I want you to try something with your next conversation: count your breaths while you listen to the other person. Just breathing and their words. Something interesting will happen, which I will get to towards the end of the article so you have to read all of this.
If you have ever tried to buld a meditation habit, and failed (like I have half a dozen times in the last 3 years), you understand that focusing on your breathing hardly squeezes out the rest of the world at first. Rather, when trying to focus, it feels like every little thing around or inside of your head gets magnified. Your monkey mind suddenly has the strength of, like, 17 monkies. And they have bananas and no compunction about ruining your clothes.
What's interesting about that effect that no one thinks about is that you can use it to your advantage. In the 90s when I was little, my mother used to take me to qigong meditation sessions once a week. Qigong is interesting in that the various styles almost always include some additional element beyond breath control. Some use deliberate movement, some use yoga-like stances, others use heavy visualization to guide the practice. She took me to the latter which included about 2 hours-long visual descriptions of how the Qi energy flowed through our bodies.
The additional piece - the movement, the stances, the imagery - all served one specific purpose - to engage our monkey mind. Your mpnkey mond would otherwise spin off into lord know what banana fights and pull your breathing along with it.

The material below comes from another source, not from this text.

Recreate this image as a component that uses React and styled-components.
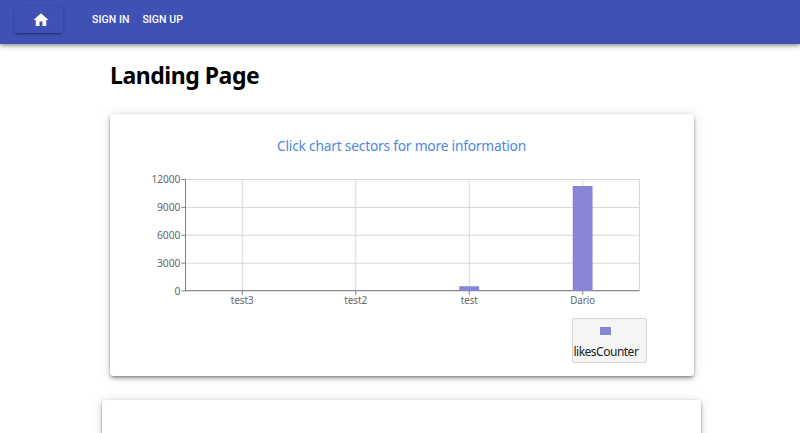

A Silent Monkey Mind is a Monkey Getting Into Trouble
Now, consider this for those of us who practice the virtue of Silence. The goal of Silence is usually to be more engaged and aware in conversations. Too often we listen to respond to persona before we actually try to hear and understand what they're saying. Ben Franklin's particular flavor of Silence was that plus him attempting to prevent himself from mansplaining to everyone he spoke to.
So what if we were to take that breathing focus and deliberate "distraction" and apply it to conversations? By turning any conversation into a minfullness breathing exercise where we use breath focus supplemented with intense focus on the words others are speaking to us, we build Silence into a ay to day habit. Evety conversation bercomes and mindfull moment with which we can engage.
When I tried it over the last three years of my Virtue Project, it had two effects.
- We calm the hell down more often. Humans talk a lot. If every conversation becomes a meditative moment, we can gain all the benefits of regular meditation without necessarily carving out time to do. Consistency has always been my problem when trying to dedicate time each day to meditation. Doing it this way, I can generally garauntee that I'll get a few moments calm each day.
- You will hear the words the person is speaking. So many of our conversations become about preparing to respond. We listen to poke holes in arguments, defend ourselves, or tell people to duck once the bananas start to drop. But here, taking a moment to pull our minds away from that habit to listen as a meditative aid allows us to hear first and then respond.
Plus a calmer engagement in any conversation will make that conversation better for all invovled.